The 2026 NBA Draft's first round delivered a stacked board heavy on prep talent, with AJ Dybantsa, Darryn Peterson and Caleb Wilson all present for opening night. ESPN's insiders mapped a night of late twists and trades.

@NBALive · Telegram

The 2026 NBA Draft's first round closed on Tuesday night with a board that, by the standards of recent classes, was crowded at the top and short on guards. ESPN's draft insiders walked viewers through a night of late pivots and traded picks in real time, broadcasting from 8 p.m. ET on ABC and ESPN. The evening was framed, even before a name was read, as one of the deepest freshman classes in years, and the league's most photographed prospects — AJ Dybantsa, Darryn Peterson and Caleb Wilson, all of whom appeared on the league's official NBA Live social channels within hours of tip — treated the Barclays Center floor as both audition and arrival.

The story of the night is less the order of names than the way the calculus of roster-building has tilted toward blue-chip freshmen, and how that tilt is reshaping front-office behaviour league-wide. The first round is now half of a two-night event; the second round begins on Wednesday at 8 p.m. ET, per ESPN's schedule, giving teams a brief window to digest the night's trades and reach into a deeper pool than the marketing suggests.

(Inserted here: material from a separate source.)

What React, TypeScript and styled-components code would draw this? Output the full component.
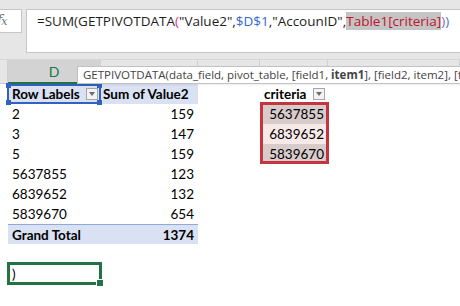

What the first round actually delivered

ESPN's draft desk cast the night as a string of "twists, turns and trades" — language that flatters the broadcast but tracks a real pattern. Trades in the first round have become the league's preferred mechanism for spreading risk across multiple prospects rather than concentrating it on a single pick. ESPN's recap slot, posted at 06:09 UTC on 24 June, ran as the league's lead draft story of the morning, with the network's insider trio parsing which teams "crushed" the round and which played themselves into trouble by standing pat.

The prospect class carried the night. AJ Dybantsa, the BYU-bound wing, was on the floor for the 360-degree camera sequence the league has used to brand its highest-rated teenagers, with the clip distributed via the official NBA Live channel shortly before draft coverage began. Darryn Peterson, the Kansas-bound guard and the consensus number-one prospect in most pre-draft rankings from major outlets, appeared in matching social content with the league's marketing team. Caleb Wilson, the North Carolina-bound forward, closed the pre-show cycle with a separate official clip. None of those three needed a uniform to be the story; their presence on the carpet was the product.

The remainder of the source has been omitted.